The new AxEMU suits have specialized tools and design elements that will give astronauts greater capabilities for space exploration and scientific research, while protecting them against the harsh environment so they can live and work on and around the moon.

NASA hired Axiom Space in June 2022 to build its latest spacesuits after revealing it had spent $420 million since 2017 trying to develop its own suits.

A prototype of the AxEMU’s in dark gray and orange was revealed in March but the final version will be white.


The original article contains 244 words, the summary contains 190 words. Saved 22%. I’m a bot and I’m open source!

just_another_person@lemmy.world on 09 Oct 2023 16:24 next collapse

Makes sense. The first thing I think about when I imagine space travel is how good everyone looks in their space suits.

holiday@lemmy.world on 09 Oct 2023 20:58 collapse

Best space agency in the world should look good. Good for PR. Likely similar in cost to having someone else design it.

nostradiel@lemmy.world on 09 Oct 2023 17:39 next collapse

I don’t want to wish anyone terrifying death but I kind of wish some malfunctions will occur. 😅

sndrtj@feddit.nl on 09 Oct 2023 20:29 next collapse

And the dystopia continues…

holiday@lemmy.world on 09 Oct 2023 20:46 next collapse

Seems most people disagree with this project. I, on the other hand, think excellent looking spacesuits is great for PR. It’s not like they are going to be much cheaper designed by Old Navy or GAP

partial_accumen@lemmy.world on 10 Oct 2023 01:58 collapse

The original Lunar space suits worn by our Apollo astronauts were made by Playtex. Yes, the same Playtex that makes womans bras.

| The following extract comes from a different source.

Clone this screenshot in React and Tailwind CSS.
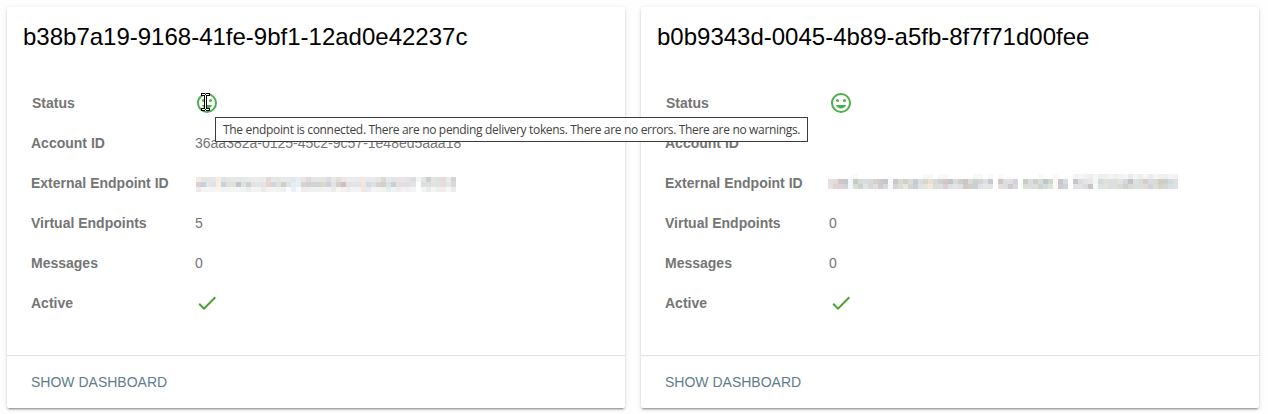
import React from "react";

const CELLS_A = [
  "f1e9e6 e6e3e3 dfe2e5 e4e4e6 f3ece3 dbe0e4 e4e5e3 e6e7e4 e5e6e6 e3e7e6 e8e8e9 ebebed ececed e9e9ed e2d5d7 e3e6e2 dee5e3 e7e8ea e4e6e8 d8e8ee e7ecef e8e2df e0d5d8 e3e3e3 e4e5e3 e1e3e5 d8dadb e6e6e8 dfdbd8 e8e5ea ebebec e9e9ea e8e8ea f1e3e3 e4e6e9 e6e8e8 e3e3e2 d6d6ce e4e5ea e3e1e7 e7e0e7 e5e3e3 e0e0e2 d9dadd f3f3f5 dfe2e5 c9cbcc e2e2e2 dddfde e4d9d5 e7eaec cbd1d6",
  "d8cbca c3cad9 e0e3e4 dedfe4 faeddb c1ced7 dbdedd dbdedb bfbfc4 dbdfe0 cfcccb dfe0df e2e2e7 e1e1e7 e7d0c5 c8d3d9 dcdedb ccccbf dcdfe3 dceef3 e2eef0 d0d1cb d4c9cc cccfd3 ced0cf d9d4c9 cccad8 dfe1e1 d1c9c8 c9bab9 dfdee0 e2e2e6 e1e1e5 f3e0dd d1d8df dbdedb d6cec9 cfcac6 dadedf c4cacf dfdedb e2dae1 e2dae1 e0e1e3 ffffff d9dcdd dadde0 e2e0db dedfdf e7dcd7 e3e5e9 d8d4d2",
  "ebe8e8 f3f4f7 f6f6f6 f5f5f5 faf5ef eff3f4 f2f3f2 f4f5f3 f3f4f5 eff0f0 eceaea f3f3f3 f3f3f5 ebe9e9 f4f1ed f3f4f6 f1f2f0 edf1f1 fafcfd e8f1f4 f9fcfd ecebeb ededed efefef eeeeec f2f1f2 f0f2f2 ebe9e8 f5f6f6 f4eeee ededee f3f3f3 f3f3f4 f3e4df e2ebf0 f4f5f4 f2f2f3 eff1f0 e2ebec f0f1f2 ececef f4f1f4 f1eef1 f3f3f4 ffffff f2f3f3 eae9eb f4f5f2 eeeded f2ebe8 f7f7f8 ebebed",
];

const CELLS_B = [
  "ffffff ffffff ffffff ffffff ffffff f9f9f9 ffffff ffffff ffffff ffffff ffffff ffffff ffffff ffffff ffffff ffffff ffffff ffffff ffffff f8fafa f7f8f8 ffffff f9f9f9 f7f7f7 ffffff ffffff ffffff ffffff ffffff f9f9f4 f8f8f6 ffffff f9f9f9 ffffff f9f9f9 ffffff ffffff ffffff ffffff ffffff ffffff ffffff f9f9f9 ffffff ffffff f9f9f9 ffffff ffffff ffffff f3f3f3 f5f5f5 f2f2f2 ededed f5f5f5 eceff0 eeefee f4f4f4 efefef f2f2f0 f5f5f5 ebebed f4f4f4 ededed f5f5f5 ececec f5f5f5 f1f1ef efefef f4f4f4 f2f2f2",
  "e4dfdd e2dcd8 cec7cb c7c8cc f1f8fb c7ccc2 d7dbd8 dbdce0 d9d9df d4cfcc d1c9c8 c3c9cb f9faf7 c8c7ce dcd9d2 d2d1c9 dbdbd7 c3cccf dadce1 dcd6cd efdfca d3dadd d0cdca d3c6c5 c3c4ca dbdcd9 d0cfc9 cac5cc d6dbd7 c9d3d1 d0d5d4 dfdee6 c9c9d5 ffffff d2c7c6 dedede dfdfe7 d4d4dc ffffff c9cbc5 d9dce1 cfcdc4 d3dedf bec6c8 d0d6d4 fafaf5 cac4cd d9dbe3 ffffff c9c3cb dcdedf e4e4e4 e9e8e9 f5f5f5 d0dcd8 dce1d9 dddddf dcdfe0 e2e2e0 d5d7db c4c4c8 dedfe1 d7dedf dccbc4 dbdae2 d6dad9 d3cbbf cbcfd0 cddbe3 dddfdf",
  "e9e1df e2d3d1 e1d1d6 d5d3da eff7fa d1dfd5 c9d3d0 e2e4e2 d3d7df e1dfda d3c9d0 d9dadf f7f8ef d5d3dd dfdcd4 e5e8e0 d4d7cf c6d0d4 e0e1e5 e3e4dc f1e8d9 d8dfcf d9dce2 dbced3 dce0e8 e3e5e9 dde0e4 d4c9bf d3cdca d0cbd9 dfe2e5 e5e7e6 e4e4e2 ffffff e1e0db dcdde5 d4c8c9 d9dadf ffffff dce0d3 d9dfe1 dcdce1 cdd4cd d2dcdc dfe3d8 fafaf5 d3cad2 cbd5dc ffffff e5e0e4 e3e2e3 dbdbe1 c5c7c7 f7f9f7 dde4dc e2e5df dedee0 dddfdb d7dbd6 cdd1cd d8dad7 dcdfdd dddfdb dddcdb d4d3dc dcded9 d3d5ca d4d8d1 dcdfdc dfe1e2",
];

const Mosaic = ({ rows, className }) => (
  <div className={className}>
    {rows.map((row, y) => (
      <div key={y} className="flex h-[5px]">
        {row.split(" ").map((c, x) => (
          <span key={x} className="h-[5px] w-[5px] shrink-0" style={{ backgroundColor: "#" + c }} />
        ))}
      </div>
    ))}
  </div>
);

const Smile = () => (
  <svg viewBox="0 0 24 24" className="h-6 w-6 fill-[#4caf50]">
    <path d="M12 17.5C14.33 17.5 16.3 16.04 17.11 14H6.89C7.69 16.04 9.67 17.5 12 17.5M8.5 11A1.5 1.5 0 0 0 10 9.5A1.5 1.5 0 0 0 8.5 8A1.5 1.5 0 0 0 7 9.5A1.5 1.5 0 0 0 8.5 11M15.5 11A1.5 1.5 0 0 0 17 9.5A1.5 1.5 0 0 0 15.5 8A1.5 1.5 0 0 0 14 9.5A1.5 1.5 0 0 0 15.5 11M12 20A8 8 0 0 1 4 12A8 8 0 0 1 12 4A8 8 0 0 1 20 12A8 8 0 0 1 12 20M12 2C6.47 2 2 6.5 2 12A10 10 0 0 0 12 22A10 10 0 0 0 22 12A10 10 0 0 0 12 2Z" />
  </svg>
);

const Check = () => (
  <svg viewBox="0 0 24 24" className="h-6 w-6 fill-[#4ca22f]">
    <path d="M21 7L9 19L3.5 13.5L4.91 12.09L9 16.17L19.59 5.59L21 7Z" />
  </svg>
);

const TextCursor = () => (
  <svg viewBox="0 0 9 18" className="absolute top-[93px] left-[201px] h-[18px] w-[9px]" shapeRendering="crispEdges">
    <path fill="#000" d="M0 0H4V1H5V0H9V3H6V15H9V18H5V17H4V18H0V15H3V3H0Z" />
    <path fill="#fff" d="M1 1H4V2H5V1H8V2H5V16H8V17H5V16H4V17H1V16H4V2H1Z" />
  </svg>
);

const Row = ({ label, children }) => (
  <div className="flex h-10 items-center">
    <div className="w-[164px] shrink-0 font-bold">{label}</div>
    <div className="min-w-0 whitespace-nowrap">{children}</div>
  </div>
);

const Card = ({ title, account, externalId, endpoints }) => (
  <section className="flex h-[401px] w-[618px] shrink-0 flex-col rounded-[2px] bg-white shadow-[0_3px_1px_-2px_rgba(0,0,0,0.2),0_2px_2px_0_rgba(0,0,0,0.14),0_1px_5px_0_rgba(0,0,0,0.12)]">
    <h2 className="h-[76px] px-4 pt-[14px] text-[24px] leading-8 text-black">{title}</h2>
    <div className="flex-1 px-6 text-[14px] leading-5 text-[#757575]">
      <Row label={<span className="pl-px">Status</span>}><Smile /></Row>
      <Row label="Account ID">{account}</Row>
      <Row label="External Endpoint ID">{externalId}</Row>
      <Row label="Virtual Endpoints">{endpoints}</Row>
      <Row label="Messages">0</Row>
      <Row label="Active"><Check /></Row>
    </div>
    <footer className="flex h-[53px] items-center border-t border-[#e0e0e0] px-6 text-[14px] text-[#607d8b]">
      <button type="button">SHOW DASHBOARD</button>
    </footer>
  </section>
);

export default function App() {
  return (
    <main className="relative flex h-[414px] w-[1268px] gap-4 overflow-hidden bg-[#fefefe] p-[7px] font-['Liberation_Sans',Arial,sans-serif]">
      <Card
        title="b38b7a19-9168-41fe-9bf1-12ad0e42237c"
        account="36aa382a-0125-45c2-9c57-1e48ed5aaa18"
        externalId={<Mosaic rows={CELLS_A} className="mt-[3px] ml-px opacity-90" />}
        endpoints="5"
      />
      <Card
        title="b0b9343d-0045-4b89-a5fb-8f7f71d00fee"
        account=""
        externalId={<Mosaic rows={CELLS_B} className="-mt-[3px] -ml-px" />}
        endpoints="0"
      />
      <div role="tooltip" className="absolute top-[117px] left-[215px] flex h-[25px] w-[593px] items-center border border-[#3c3c3c] bg-white pl-[7px] text-[12px] tracking-[-0.325px] whitespace-nowrap text-[#424242] font-['Open_Sans','Noto_Sans',sans-serif]">
        The endpoint is connected. There are no pending delivery tokens. There are no errors. There are no warnings.
      </div>
      <TextCursor />
    </main>
  );
}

The designer of the SpaceX in-vehicel space suits was the same Hollywood designer that made Iron Man and Black Panther costumes.

I don’t think anyone was upset by that. I’m not quite sure why folks are upset by these new spacesuits.

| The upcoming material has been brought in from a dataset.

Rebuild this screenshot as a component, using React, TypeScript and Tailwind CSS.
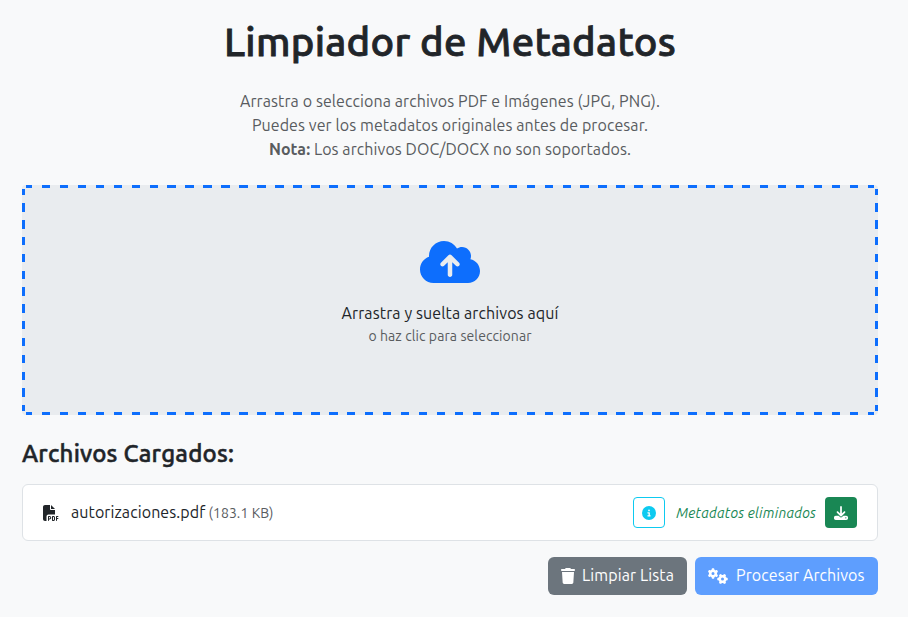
import {
  FaCloudArrowUp,
  FaFilePdf,
  FaCircleInfo,
  FaDownload,
  FaTrash,
  FaGears,
} from 'react-icons/fa6';

export default function App() {
  return (
    <div className="min-h-[617px] w-full bg-[#f8f9fa] pl-[22px] pr-[30px] pt-[18px] font-['Ubuntu','Noto_Sans',sans-serif] text-base leading-6 tracking-[0.088px] text-[#212529]">
      <h1 className="mb-[23px] whitespace-nowrap text-center text-[40px] font-medium leading-[48px] tracking-[0.27px] [-webkit-text-stroke:0.8px_#212529]">
        Limpiador de Metadatos
      </h1>
      <p className="mb-6 whitespace-nowrap text-center text-[#595c5f]">
        <span>Arrastra o selecciona archivos PDF e Imágenes (JPG, PNG).</span>
        <br />
        <span>Puedes ver los metadatos originales antes de procesar.</span>
        <br />
        <span>
          <strong className="font-bold">Nota:</strong> Los archivos DOC/DOCX no son soportados.
        </span>
      </p>

      <div className="flex h-[230px] flex-col items-center rounded-[4px] bg-[#e9ecef] bg-[image:repeating-linear-gradient(to_right,#0d6efd_0_6.25px,transparent_6.25px_15.8px,#0d6efd_15.8px_17.956px),repeating-linear-gradient(to_right,#0d6efd_0_6.25px,transparent_6.25px_15.8px,#0d6efd_15.8px_17.956px),repeating-linear-gradient(to_bottom,#0d6efd_0_5.9px,transparent_5.9px_14.32px,#0d6efd_14.32px_16.82px),repeating-linear-gradient(to_bottom,#0d6efd_0_5.9px,transparent_5.9px_14.32px,#0d6efd_14.32px_16.82px)] bg-no-repeat [background-position:4px_0,4px_100%,0_4px,100%_4px] [background-size:848px_3px,848px_3px,3px_222px,3px_222px] pt-[53px] text-center">
        <FaCloudArrowUp className="h-[48px] w-[60px] shrink-0 text-[#0d6efd]" />
        <p className="mt-[15px] whitespace-nowrap tracking-[0.11px]">Arrastra y suelta archivos aquí</p>
        <p className="whitespace-nowrap text-sm leading-[23px] text-[#595c5f]">o haz clic para seleccionar</p>
      </div>

      <h2 className="mb-4 mt-6 whitespace-nowrap text-2xl font-medium leading-[29px] tracking-[0.22px] [-webkit-text-stroke:0.5px_#212529]">Archivos Cargados:</h2>

      <div className="flex h-[57px] items-center justify-between rounded-md border border-[#dee2e6] bg-white pl-5 pr-5">
        <div className="flex items-center whitespace-nowrap">
          <FaFilePdf className="mr-3 size-4" />
          <span className="-mt-0.5">autorizaciones.pdf</span>
          <span className="ml-[3px] text-sm text-[#595c5f]">(183.1 KB)</span>
        </div>
        <div className="flex items-center whitespace-nowrap">
          <button className="flex h-[31px] w-8 items-center justify-center rounded border border-[#0dcaf0] text-[#0dcaf0]">
            <FaCircleInfo className="size-[14px]" />
          </button>
          <em className="ml-[11px] mr-[9px] text-sm tracking-[0.2px] text-[#198754]">Metadatos eliminados</em>
          <button className="flex h-[31px] w-8 items-center justify-center rounded bg-[#198754] text-white">
            <FaDownload className="size-[14px]" />
          </button>
        </div>
      </div>

      <div className="mt-4 flex justify-end gap-2 whitespace-nowrap text-white">
        <button className="flex h-[38px] w-[139px] items-center rounded-md bg-[#6c757d] pl-[13px]">
          <FaTrash className="mr-[7px] h-4 w-[14px]" />
          <span className="-mt-0.5 tracking-[0.12px]">Limpiar Lista</span>
        </button>
        <button className="flex h-[38px] w-[183px] items-center rounded-md bg-[#5e9efe] pl-[13px]">
          <FaGears className="mr-2 h-4 w-5" />
          <span className="-mt-0.5">Procesar Archivos</span>
        </button>
      </div>
    </div>
  );
}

captain_aggravated@sh.itjust.works on 10 Oct 2023 03:11 collapse

They spun it off as some other company, but yes Playtex made the garment components of the Apollo space suits. Hamilton-Standard built the PLSS backpack and machinery. Apparently Playtex had the most experience in the nation with making rubberized structural cloth products, and were thus able to engineer a suit that could both hold pressure, and allow the astronaut to freely move. The Mercury and Gemini suits, were made by BF Goodrich, and were so stiff and immobile that most of the fingers of the glove were curled to allow them to grip things, and the middle fingers were straight so they could effectively push buttons.

There’s this hilarious documentary about the two companies working together on this contract; this serious faced old hemorrhoid of a man talking about “At Hamilton-Standard we manufactured aircraft power plant and propeller components for commercial and military applications. They made brassiers.”

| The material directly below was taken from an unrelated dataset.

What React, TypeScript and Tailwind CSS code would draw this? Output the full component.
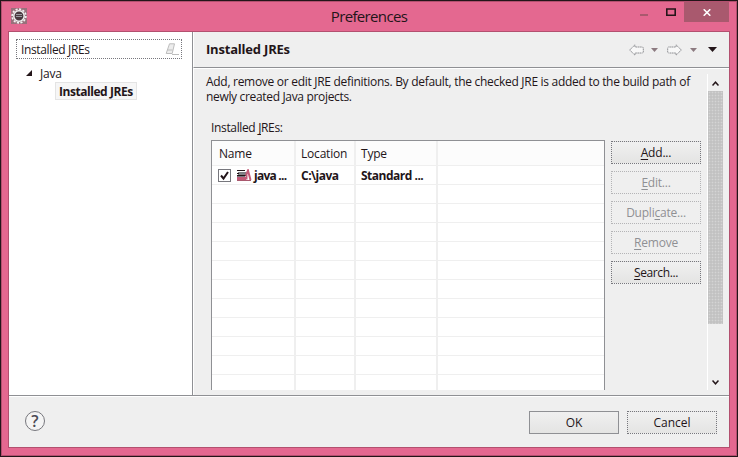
import React from "react";

const pushButton =
  "flex h-[23px] w-[90px] shrink-0 items-center justify-center border text-[12px] leading-[15px] bg-linear-to-b from-[#f0f0f0] to-[#e4e4e3]";

function PushButton({ children, disabled, primary }: { children: React.ReactNode; disabled?: boolean; primary?: boolean }) {
  if (disabled) {
    return (
      <button className="flex h-[23px] w-[90px] shrink-0 items-center justify-center border border-dotted border-[#b4b4b6] bg-[#efefef] text-[12px] leading-[15px] tracking-[-0.22px] text-[#8f9094]">
        {children}
      </button>
    );
  }
  return (
    <button className={pushButton + (primary ? " border-[#8f9094]" : " border-dotted border-[#77777d]")}>{children}</button>
  );
}

function Key({ children }: { children: React.ReactNode }) {
  return <span className="underline underline-offset-2">{children}</span>;
}

function GearIcon() {
  return (
    <svg className="h-4 w-4" viewBox="0 0 16 16">
      <rect width="16" height="16" fill="#98707b" />
      <circle cx="8" cy="8" r="6.9" fill="none" stroke="#f4f4f4" strokeWidth="1.6" strokeDasharray="2.1 1.5" />
      <circle cx="8" cy="8" r="5.2" fill="#4a3a40" stroke="#f0f0f0" strokeWidth="1.5" />
      <path d="M5 6.500h6M5 8.500h6" stroke="#9a9aa0" />
    </svg>
  );
}

function BooksIcon() {
  return (
    <svg className="h-[13px] w-4" viewBox="0 0 16 13">
      <path d="M1 1.500h8M1 6.500h9" stroke="#231519" />
      <path d="M2 3h8v3H2z" fill="#808085" />
      <path d="M1 4.500h2" stroke="#231519" />
      <path d="M1 8h9v3.500H1z" fill="#c25a78" />
      <path d="M1 7.500h8" stroke="#77777d" />
      <path d="M10.500 10.500V5L12 1.500L14.500 11" fill="none" stroke="#c25a78" strokeWidth="2" />
      <path d="M1 11.500h14" stroke="#a9596e" />
    </svg>
  );
}

function Arrow({ flip }: { flip?: boolean }) {
  return (
    <svg className={"h-[12px] w-[15px]" + (flip ? " -scale-x-100" : "")} viewBox="0 0 15 12">
      <path d="M.7 6L6 .8V3h7.500l.8.8v4.400l-.8.8H6v2.200z" fill="#f8f8f8" stroke="#8f9094" strokeDasharray="1.6 .5" />
    </svg>
  );
}

function Caret({ dark }: { dark?: boolean }) {
  return dark ? (
    <svg className="h-[5px] w-[9px]" viewBox="0 0 9 5"><path d="M0 0h9L4.500 5z" fill="#231519" /></svg>
  ) : (
    <svg className="h-[4px] w-[7px]" viewBox="0 0 7 4"><path d="M0 0h7L3.500 4z" fill="#8c7a80" /></svg>
  );
}

function Row({ cells, header }: { cells: React.ReactNode[]; header?: boolean }) {
  return (
    <div className={"flex shrink-0 " + (header ? "h-6 bg-[#fcfcfc]" : "h-[18px]")}>
      <div className="box-content flex w-[82px] items-center border-r-2 border-[#efefef]">{cells[0]}</div>
      <div className="box-content flex w-[58px] items-center border-r-2 border-[#efefef]"><span className="pl-[5px]">{cells[1]}</span></div>
      <div className="box-content flex w-[80px] items-center border-r-2 border-[#efefef]"><span className="pl-[5px]">{cells[2]}</span></div>
    </div>
  );
}

export default function App() {
  return (
    <div className="h-[457px] w-[738px] overflow-hidden border border-[#231519] bg-[#e46890] font-['Open_Sans','Noto_Sans',sans-serif] text-[12px] leading-[15px] text-[#231519]">
      <div className="flex h-[455px] flex-col border border-[#b3506f] px-[6px] pb-[7px]">
        <div className="flex h-[29px] shrink-0 items-start">
          <div className="w-[103px] pl-[3px] pt-[6px]"><GearIcon /></div>
          <div className="flex-1 pt-[4px] text-center text-[15px] leading-5"><span className="tracking-[-0.65px]">Preferences</span></div>
          <div className="-mr-[6px] flex h-5 w-[109px] items-start">
            <svg className="ml-[13px] mt-[12px] h-[2px] w-2" viewBox="0 0 8 2"><path d="M0 0h8v2H0z" fill="#a9596e" /></svg>
            <svg className="ml-[18px] mt-[6px] h-2 w-[10px]" viewBox="0 0 10 8"><path d="M.8 1h8.400v6.300H.8z" fill="none" stroke="#231519" strokeWidth="1.6" /></svg>
            <div className="ml-[8px] flex h-5 w-[45px] items-center justify-center bg-[#a9596e]">
              <svg className="h-[7px] w-2" viewBox="0 0 8 7"><path d="M.7.3l6.600 6.400M7.300.3L.7 6.700" stroke="#fff" strokeWidth="1.6" /></svg>
            </div>
          </div>
        </div>
        <div className="flex min-h-0 flex-1 flex-col border border-[#b3506f] bg-[#efefef]">
          <div className="flex h-[363px] shrink-0">
            <div className="w-[183px] shrink-0 bg-white pl-[7px] pt-[7px]">
              <div className="flex h-5 w-[166px] items-center justify-between border border-dotted border-[#77777d] pl-1 pr-[2px]">
                <span className="whitespace-nowrap tracking-[-0.36px]">Installed JREs</span>
                <svg className="h-3 w-[14px]" viewBox="0 0 14 12">
                  <path d="M4.500.8h5L7.200 10.500H1.200z" fill="#ededed" stroke="#bdbdbd" />
                  <path d="M2 7h5.500M7 11.500h7" stroke="#bdbdbd" />
                </svg>
              </div>
              <div className="mt-[6px] flex h-4 items-center pl-[10px]">
                <svg className="h-[6px] w-[6px]" viewBox="0 0 6 6"><path d="M6 0v6H0z" fill="#231519" /></svg>
                <span className="pl-[8px] tracking-[-0.2px]">Java</span>
              </div>
              <div className="ml-[39px] mt-px flex h-[18px] w-[82px] items-center border border-[#e4e4e4] bg-[#f6f6f6] pl-[3px] font-bold"><span className="whitespace-nowrap tracking-[-0.45px]">Installed JREs</span></div>
            </div>
            <div className="flex min-w-0 flex-1 flex-col border-l border-[#8f9094]">
              <div className="flex h-9 shrink-0 items-center justify-between border-b border-l border-[#8f9094] border-l-white pl-3 pr-[12px]">
                <span className="text-[13px] font-bold tracking-[-0.2px]">Installed JREs</span>
                <div className="flex items-center">
                  <Arrow /><span className="pl-[7px]"><Caret /></span>
                  <span className="pl-[9px]"><Arrow flip /></span><span className="pl-[8px]"><Caret /></span>
                  <span className="pl-[11px]"><Caret dark /></span>
                </div>
              </div>
              <div className="flex min-h-0 flex-1 border-l border-t border-white pb-[5px] pr-[6px]">
                <div className="flex min-w-0 flex-1 flex-col pl-3 pt-[5px]">
                  <div className="flex h-[30px] flex-col whitespace-nowrap">
                    <div className="tracking-[-0.29px]">Add, remove or edit JRE definitions. By default, the checked JRE is added to the build path of</div>
                    <div className="tracking-[-0.33px]">newly created Java projects.</div>
                  </div>
                  <div className="ml-[5px] mt-[16px] h-[20px] tracking-[-0.35px]">Installed <Key>J</Key>REs:</div>
                  <div className="ml-[5px] flex min-h-0 flex-1">
                    <div className="flex w-[394px] shrink-0 flex-col overflow-hidden border border-b-0 border-[#8f9094] bg-white">
                      <div className="shrink-0 bg-[#fcfcfc] tracking-[-0.2px]">
                        <Row header cells={[<span className="pl-[7px]">Name</span>, "Location", "Type"]} />
                      </div>
                      <div className="h-px shrink-0 bg-[#efefef]" />
                      <div className="font-bold tracking-[-0.5px]">
                        <Row
                          cells={[
                            <span className="flex items-center whitespace-nowrap pl-[6px]">
                              <svg className="h-[13px] w-[13px]" viewBox="0 0 13 13">
                                <rect x=".5" y=".5" width="12" height="12" fill="#fff" stroke="#77777d" />
                                <path d="M3 6.500l2.500 3L10 3" fill="none" stroke="#231519" strokeWidth="2" />
                              </svg>
                              <span className="pl-[5px] pr-[2px]"><BooksIcon /></span>
                              <span className="tracking-[-0.75px]">java ...</span>
                            </span>,
                            "C:\\java",
                            "Standard ...",
                          ]}
                        />
                      </div>
                      {Array.from({ length: 11 }, (_, i) => (
                        <div key={i} className="shrink-0 border-t border-[#efefef]"><Row cells={["", "", ""]} /></div>
                      ))}
                    </div>
                    <div className="flex flex-col gap-[7px] pl-[6px] pt-px">
                      <PushButton><span className="tracking-[-0.2px]"><Key>A</Key>dd...</span></PushButton>
                      <PushButton disabled><span><Key>E</Key>dit...</span></PushButton>
                      <PushButton disabled><span>Dupli<Key>c</Key>ate...</span></PushButton>
                      <PushButton disabled><span><Key>R</Key>emove</span></PushButton>
                      <PushButton><span className="tracking-[-0.4px]"><Key>S</Key>earch...</span></PushButton>
                    </div>
                  </div>
                </div>
                <div className="mt-[5px] flex w-4 shrink-0 flex-col items-center border-l border-white">
                  <svg className="mt-[7px] h-[5px] w-[7px] shrink-0" viewBox="0 0 7 5"><path d="M.5 4.500l3-3.300 3 3.300" fill="none" stroke="#231519" strokeWidth="1.5" /></svg>
                  <div className="mt-[5px] h-[233px] w-[15px] shrink-0 bg-[#c2c2c2] bg-[radial-gradient(#d4d4d4_40%,transparent_50%)] bg-[size:3px_3px]" />
                  <svg className="mt-[56px] h-[5px] w-[7px] shrink-0" viewBox="0 0 7 5"><path d="M.5.5l3 3.300 3-3.300" fill="none" stroke="#231519" strokeWidth="1.500" /></svg>
                </div>
              </div>
            </div>
          </div>
          <div className="flex min-h-0 flex-1 items-start border-t border-[#8f9094]">
            <div className="flex flex-1 items-start border-t border-white pl-4 pr-3 pt-[14px]">
              <div className="flex h-5 w-5 items-center justify-center rounded-full border border-[#77777d] bg-[#f4f4f4] text-[16px] font-semibold leading-5 text-[#4a4a55]">?</div>
              <div className="flex-1" />
              <div className="flex gap-2">
                <PushButton primary><span>OK</span></PushButton>
                <PushButton><span>Cancel</span></PushButton>
              </div>
            </div>
          </div>
        </div>
      </div>
    </div>
  );
}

Later on they interview the chief seamstress whose team actually sewed the suits. “I was making baby pants. They came to me and asked if I wanted to try something a little different, and I said sure.” “There had to be ten stitches to the inch. No less, or more. We would walk the sewing machines one stitch at a time.” “You absolutely could not leave a pin in a garment, for it might hurt the astronaut, or even puncture the suit. So I issued each girl pins with different colored heads. I was inspecting a garment and found a red pin. I looked up which girl it was, and I walked over and said ‘is this your pin?’ She said ‘no’ and I said ‘well here’s your pin’ and I stuck her in the behind with it.”

The 60’s were fucking wild, man.

partial_accumen@lemmy.world on 10 Oct 2023 03:20 collapse

I had never heard the “pin” part of that story. Thanks for sharing that. 😀

captain_aggravated@sh.itjust.works on 10 Oct 2023 03:51 collapse

I’ll cite the “Moon Machines” series, available on Youtube. The episode on the space suit.

vodkasolution@feddit.it on 09 Oct 2023 20:48 next collapse

I can already picture Ye sporting a brand new NASA PRADA spacesuit in mid August, with like 40°C (104°F)

terminhell@lemmy.dbzer0.com on 09 Oct 2023 22:04 next collapse

Nah. Now if Dickies was doing it, mayyyybbbbeeee.